Thanks to aerial monitoring and a host of technological tools, his maize yield is massive and his crop is unblemished of blight and other pests. Bahadur’s crop sends a deluge a produce to both the corn flour and corn flakes processing units and the nearest wholesale commodity market. Bahadur’s ancestors, who had been growing maize for generations, had never had it so good. But then, they did not have a great many things that he has, either.
Katihar is criss-crossed by four rivers, the Ganga, Kosi, Mahananda and Righa and has since time immemorial been a prosperous part of Bihar, which till a few years ago had been a part of a notorious club of under-developed northern states, labelled BIMARU. All the BIMARU states of Bihar, Madhya Pradesh, Rajasthan and Uttar Pradesh, were provinces where the majority of the population were once occupied in agriculture and were mostly poor.
The onslaught of technology has changed all that.

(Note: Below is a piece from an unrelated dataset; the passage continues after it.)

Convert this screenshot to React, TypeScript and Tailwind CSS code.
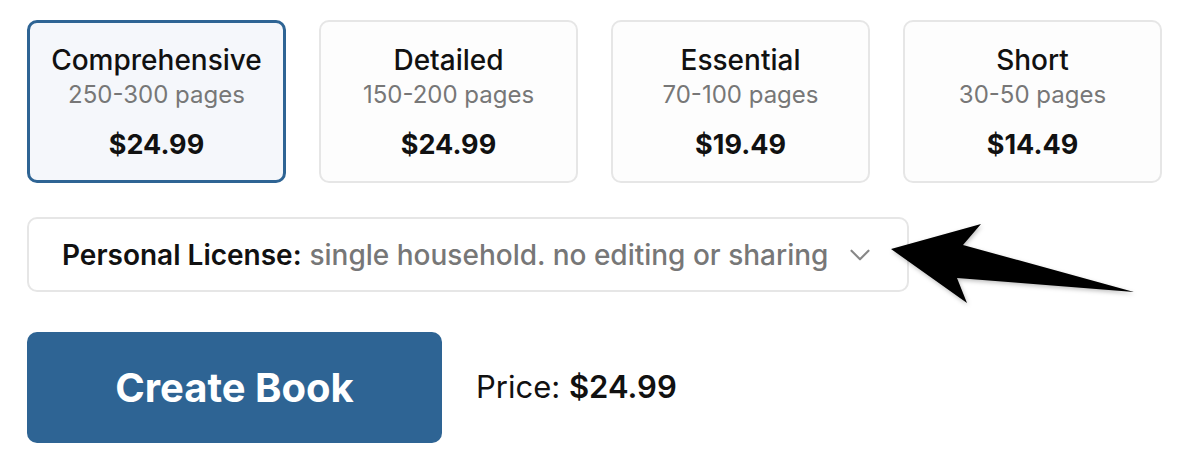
import { ChevronDown } from 'lucide-react';

type Plan = {
  name: string;
  pages: string;
  price: string;
};

const plans: Plan[] = [
  { name: 'Comprehensive', pages: '250-300 pages', price: '$24.99' },
  { name: 'Detailed', pages: '150-200 pages', price: '$24.99' },
  { name: 'Essential', pages: '70-100 pages', price: '$19.49' },
  { name: 'Short', pages: '30-50 pages', price: '$14.49' },
];

const PlanCard = ({ plan, selected }: { plan: Plan; selected: boolean }) => (
  <button
    className={`flex h-[163px] w-[259px] flex-col items-center rounded-[10px] ${
      selected
        ? 'border-[3px] border-[#2e6494] bg-[#f5f7fb] pt-[20px]'
        : 'border-2 border-[#e6e6e6] bg-[#fdfdfd] pt-[21px]'
    }`}
  >
    <span className="text-[28px] font-medium leading-[34px] text-[#111]">{plan.name}</span>
    <span className="mt-[3px] text-[24px] leading-[30px] text-[#777]">{plan.pages}</span>
    <span className="mt-[18px] text-[27px] font-bold leading-[34px] text-[#111]">{plan.price}</span>
  </button>
);

const App = () => {
  const selected = 0;

  return (
    <div className="relative h-[466px] w-[1192px] overflow-hidden bg-white pl-[27px] pt-[20px] font-['Inter','Liberation_Sans',sans-serif]">
      <div className="flex gap-[33px]">
        {plans.map((p, i) => (
          <PlanCard key={p.name} plan={p} selected={i === selected} />
        ))}
      </div>

      {/* License picker */}
      <div className="mt-[34px] flex h-[75px] w-[882px] items-center justify-between rounded-[10px] border-2 border-[#e6e6e6] pl-[33px] pr-[30px]">
        <span className="text-[28px] leading-none">
          <span className="font-semibold text-[#111]">Personal License:</span>{' '}
          <span className="font-medium text-[#777]">single household. no editing or sharing</span>
        </span>
        <ChevronDown className="h-[34px] w-[34px] text-[#888]" strokeWidth={1.5} />
      </div>

      <div className="mt-[40px] flex items-center gap-[34px]">
        <button className="flex h-[111px] w-[415px] items-center justify-center rounded-[10px] bg-[#2e6494] text-[40px] font-bold text-white">
          Create Book
        </button>
        <span className="text-[31px] text-[#111]">
          Price: <span className="font-semibold">$24.99</span>
        </span>
      </div>

      {/* annotation arrow */}
      <svg
        className="pointer-events-none absolute left-0 top-0"
        width="1192"
        height="466"
        viewBox="0 0 1192 466"
      >
        <polygon
          points="891,249 981,224 963,245 1134,292 957,278 967,303"
          fill="#000"
          style={{ filter: 'drop-shadow(1px 2px 2px rgba(0,0,0,0.25))' }}
        />
      </svg>
    </div>
  );
};

export default App;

Farm yields have catapulted and steady mechanisation has weaned away a vast majority from agriculture to associated industries like food processing and services. Katihar never was typical of the BIMARU region because of its rich alluvial soil and always had a bountiful harvest of paddy, wheat, sugarcane and maize.
Till 2018 it had some flourishing rice and flour mills and a large and defunct industrial area, which has now evolved into a bustling food processing hub. Bahadur’s produce will be carried to this hub, where the corn-on-the-cob will be shredded and metamorphose into packaged corn flakes and corn flour.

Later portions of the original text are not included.